為替・金利などの金融市場の変動に関わるリスク、法人税などの税制変動に関わるリスク、規制緩和など法規制変更に関わるリスク、カントリーリスク
消費者の市場動向などのマーケティングに関わるリスク、資金調達などの財務に関わるリスク、ノウハウを持った人材流出・不足やモチベーション低下などの人事に関するリスク
有害物質の流出などの環境汚染に関わるリスク、商品クレームなどの製造物責任に関わるリスク、ハードウェアの故障や情報漏洩などの情報セキュリティに関わるリスク、火災・爆発や労働災害などの事故に関わるリスク
地震・水害・停電などの災害に関わるリスク、テロや経営幹部の誘拐などのリスク、デマ・中傷による評判(レピュテーション)に関わるリスク
与信リスクは、社外である取引先の倒産に関わるリスクであることから、「企業経営を取り巻く環境に伴うリスク」と言えますが、組織体制を構築することでリスクの発生を防止することができるという意味では、「企業経営上のリスク」ととらえることもできます。
与信管理は、「与信リスク」を管理することであり、品質や環境、情報セキュリティなど他のリスクと同様、リスクマネジメントの仕組み(システム)を構築し、運用することが必要不可欠です。
図2:与信管理のPDCAサイクル
マネジメントシステムを継続的かつ有効に機能させるには、図2のようにPlan(計画)⇒Do(運用)⇒Check(見直し)⇒Act(改善)という、「PDCAサイクル」で、常にプロセスを管理し、継続的に改善することが最も確実な方法です。これによって、外部関係者(ステークホルダー)に対しても説明できる体制を作ることができます。
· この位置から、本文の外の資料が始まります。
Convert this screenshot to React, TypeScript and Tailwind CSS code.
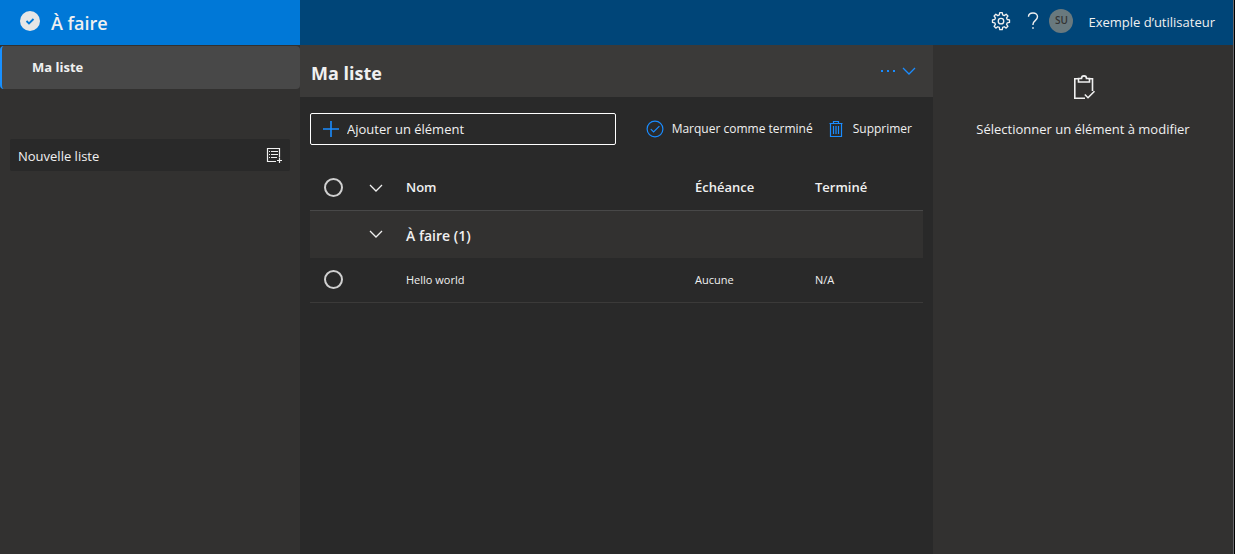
import type { ReactNode } from "react";

const tasks = [{ name: "Hello world", due: "Aucune", done: "N/A" }];

function Chevron({ className }: { className?: string }) {
  return (
    <svg viewBox="0 0 14 14" className={className} fill="none" stroke="currentColor" strokeWidth="1.3">
      <path d="M1 4l6 6 6-6" />
    </svg>
  );
}

function GearIcon() {
  return (
    <svg viewBox="0 0 24 24" className="size-5" fill="none" stroke="currentColor" strokeWidth="1.6" strokeLinejoin="round">
      <path d="M10.5 2h3l.5 2.7 1.9.8 2.3-1.6 2.1 2.100-1.600 2.300.8 1.900 2.700.5v3l-2.700.5-.8 1.900 1.600 2.300-2.100 2.100-2.300-1.600-1.900.8-.5 2.700h-3l-.5-2.700-1.900-.8-2.300 1.600-2.100-2.100 1.600-2.300-.8-1.900-2.700-.5v-3l2.700-.5.8-1.900L3.700 6l2.100-2.100 2.300 1.600 1.900-.8z" />
      <circle cx="12" cy="12.200" r="3.300" />
    </svg>
  );
}

function HelpIcon() {
  return (
    <svg viewBox="0 0 12 18" className="h-[18px] w-3" fill="none" stroke="currentColor" strokeWidth="1.4">
      <path d="M1.500 4.800C1.500 2.500 3.300 1 6 1s4.500 1.500 4.500 3.800c0 3.700-4.500 3.900-4.500 7.400v.8" />
      <path d="M6 15.200v1.600" strokeWidth="1.600" />
    </svg>
  );
}

function NewListIcon() {
  return (
    <svg viewBox="0 0 16 16" className="size-4" fill="none" stroke="currentColor" strokeWidth="1.2">
      <path d="M10 14.500H1.500v-13h12v9" />
      <path d="M3 4.500h1M3 7.500h1M3 10.500h1M5 4.500h7M5 7.500h7M5 10.500h6" strokeWidth="1" />
      <path d="M13.500 11v5M11 13.500h5" />
    </svg>
  );
}

function ClipboardIcon() {
  return (
    <svg viewBox="0 0 24 26" className="ml-0.5 h-[26px] w-6" fill="none" stroke="currentColor" strokeWidth="1.6">
      <path d="M13 24.200H2.800V4.800H7M16.500 4.800h4V17" />
      <path d="M6.500 8V4.500h3c0-3.500 5-3.500 5 0h3V8z" />
      <path d="M12.800 20.500l3.200 3.200 6.500-6.500" />
    </svg>
  );
}

function CheckIcon() {
  return (
    <svg viewBox="0 0 18 18" className="size-[18px]" fill="none" stroke="currentColor" strokeWidth="1.2">
      <circle cx="9" cy="9" r="7.900" />
      <path d="M4.800 9.200l2.800 2.800 5.800-5.800" />
    </svg>
  );
}

function TrashIcon() {
  return (
    <svg viewBox="0 0 18 18" className="size-[18px]" fill="none" stroke="currentColor" strokeWidth="1.2">
      <path d="M2.500 3.500h13M6.500 3.500v-2h5v2M3.500 3.500v13h11v-13" />
      <path d="M6.500 6v8M9 6v8M11.500 6v8" />
    </svg>
  );
}

function CommandButton({ icon, children }: { icon: ReactNode; children: ReactNode }) {
  return (
    <button className="flex items-center gap-2 whitespace-nowrap text-xs">
      <span className="text-[#1a8cff]">{icon}</span>
      {children}
    </button>
  );
}

function RoundCheckbox({ label }: { label: string }) {
  return (
    <input
      type="checkbox"
      aria-label={label}
      className="ml-3.5 block size-[19px] appearance-none rounded-full border-2 border-[#d0d0d0] checked:bg-[#1a8cff]"
    />
  );
}

export default function App() {
  return (
    <div className="min-h-screen bg-black pr-px font-['Open_Sans','Noto_Sans',sans-serif] text-[13px] text-[#f0f0f0]">
      <div className="flex min-h-screen flex-col border-r border-[#66666a] bg-[#292929]">
        <header className="flex h-[45px] bg-[#004578]">
          <div className="flex w-[300px] shrink-0 items-center gap-[11px] bg-[#0078d7] pb-1 pl-5">
            <svg viewBox="0 0 20 20" className="size-5">
              <circle cx="10" cy="10" r="10" fill="#e6e6e6" />
              <path d="M6.500 10l2.500 2.500 4.500-4.500" fill="none" stroke="#0078d7" strokeWidth="1.800" />
            </svg>
            <h1 className="pt-1 text-lg font-semibold">À faire</h1>
          </div>
          <div className="flex flex-1 items-center justify-end pr-[18px] pb-1">
            <button aria-label="Paramètres" className="mr-4">
              <GearIcon />
            </button>
            <button aria-label="Aide" className="mr-2.5">
              <HelpIcon />
            </button>
            <span className="mr-[15px] flex size-6 items-center justify-center rounded-full bg-[#69797e] text-[10px] font-semibold text-[#333]">
              SU
            </span>
            <span className="pt-1">Exemple d’utilisateur</span>
          </div>
        </header>

        <div className="flex flex-1">
          <nav className="w-[300px] shrink-0 bg-[#323130]">
            <a
              href="#"
              className="mt-px flex h-[43px] items-center rounded-sm border-l-2 border-[#1890ff] bg-[#484848] pl-[30px] font-bold"
            >
              Ma liste
            </a>
            <button className="mx-2.5 mt-[50px] flex h-8 w-[280px] items-center justify-between rounded-xs bg-[#292929] px-2">
              <span className="pt-1">Nouvelle liste</span>
              <NewListIcon />
            </button>
          </nav>

          <main className="min-w-0 flex-1">
            <div className="flex h-[52px] items-center justify-between bg-[#3b3a39] pr-[17px] pl-[11px]">
              <h2 className="pt-1 text-lg font-bold">Ma liste</h2>
              <div className="flex items-center gap-1.5 text-[#1a8cff]">
                <button aria-label="Plus d’options">
                  <svg viewBox="0 0 16 16" className="size-4" fill="currentColor">
                    <path d="M1 7h2v2H1zM7 7h2v2H7zM13 7h2v2h-2z" />
                  </svg>
                </button>
                <button aria-label="Développer">
                  <Chevron className="size-3.5" />
                </button>
              </div>
            </div>

            <div className="px-2.5 pt-4">
              <div className="flex items-center gap-3.5">
                <label className="mr-4 flex h-8 flex-1 items-center gap-2 rounded-xs border border-white pl-3">
                  <svg viewBox="0 0 16 16" className="size-4 shrink-0" stroke="#1a8cff" strokeWidth="1.6">
                    <path d="M0 8h16M8 0v16" />
                  </svg>
                  <input
                    type="text"
                    aria-label="Ajouter un élément"
                    placeholder="Ajouter un élément"
                    className="w-full min-w-0 bg-transparent pt-0.5 outline-none placeholder:text-[#f0f0f0]"
                  />
                </label>
                <CommandButton icon={<CheckIcon />}>Marquer comme terminé</CommandButton>
                <div className="pr-[11px]">
                  <CommandButton icon={<TrashIcon />}>Supprimer</CommandButton>
                </div>
              </div>

              <table className="mt-[21px] w-full table-fixed border-collapse text-left">
                <colgroup>
                  <col className="w-12" />
                  <col className="w-9" />
                  <col />
                  <col className="w-[120px]" />
                  <col className="w-[120px]" />
                </colgroup>
                <thead>
                  <tr className="h-11 border-b border-[#484848]">
                    <th>
                      <RoundCheckbox label="Tout sélectionner" />
                    </th>
                    <th>
                      <Chevron className="mx-auto size-3.5" />
                    </th>
                    <th className="px-3 font-semibold">Nom</th>
                    <th className="px-3 font-semibold">Échéance</th>
                    <th className="px-3 font-semibold">Terminé</th>
                  </tr>
                </thead>
                <tbody>
                  <tr className="h-12 bg-[#323130]">
                    <td />
                    <td>
                      <Chevron className="mx-auto size-3.5" />
                    </td>
                    <th colSpan={3} className="px-3 pt-1 text-sm font-semibold">
                      À faire (1)
                    </th>
                  </tr>
                  {tasks.map((task) => (
                    <tr key={task.name} className="h-11 border-b border-[#3b3a39] text-[11px]">
                      <td>
                        <RoundCheckbox label={task.name} />
                      </td>
                      <td />
                      <td className="px-3">{task.name}</td>
                      <td className="px-3">{task.due}</td>
                      <td className="px-3">{task.done}</td>
                    </tr>
                  ))}
                </tbody>
              </table>
            </div>
          </main>

          <aside className="flex w-[300px] shrink-0 flex-col items-center gap-5 bg-[#323130] pt-[29px]">
            <ClipboardIcon />
            <p>Sélectionner un élément à modifier</p>
          </aside>
        </div>
      </div>
    </div>
  );
}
最初のPlanの段階では、与信管理ルールを構築します。まず、リスクの特定として管理すべき与信取引の種類を明らかにし、全社で与信取引を行っている取引先を洗い出します。
次に、与信リスクの算定を行う上で重要な基準となる会社格付制度を導入し、「与信ポートフォリオ分析」を行います。具体的には取引先そして全社的な与信リスクの評価を行い、与信管理目標を達成するための与信管理規程を定め、組織体制、文書を整備することとなります。
Doの段階では、その規程に基づいて具体的なリスク対策を実施します。与信管理の意思決定プロセスを運用し、新規または既存の取引先に対する与信取引の決裁を行います。既存取引先については債権管理や限度管理を行い、回収遅延や与信限度超過の案件を抽出して、理由を調べるようにします。継続して取引を行う先に関しては、取引先の情報収集による動態管理を行い、与信限度の見直しを定期的に行います。さらに、緊急時対応となる問題案件対策や事故対策も必要に応じて実施します。
Checkの段階では、それらのリスク対策が実施されているか、また与信管理ルールが有効に機能しているかをチェックリストに基づいて監査し、見直します。その際、監査結果を踏まえて経営陣によるレビューを行い、与信管理体制の改善指示を仰ぐようにします。そして、最後のActの段階では、Checkの結果から必要に応じて対策や組織体制を見直し、次の目標設定(Plan)につなげていくことになります。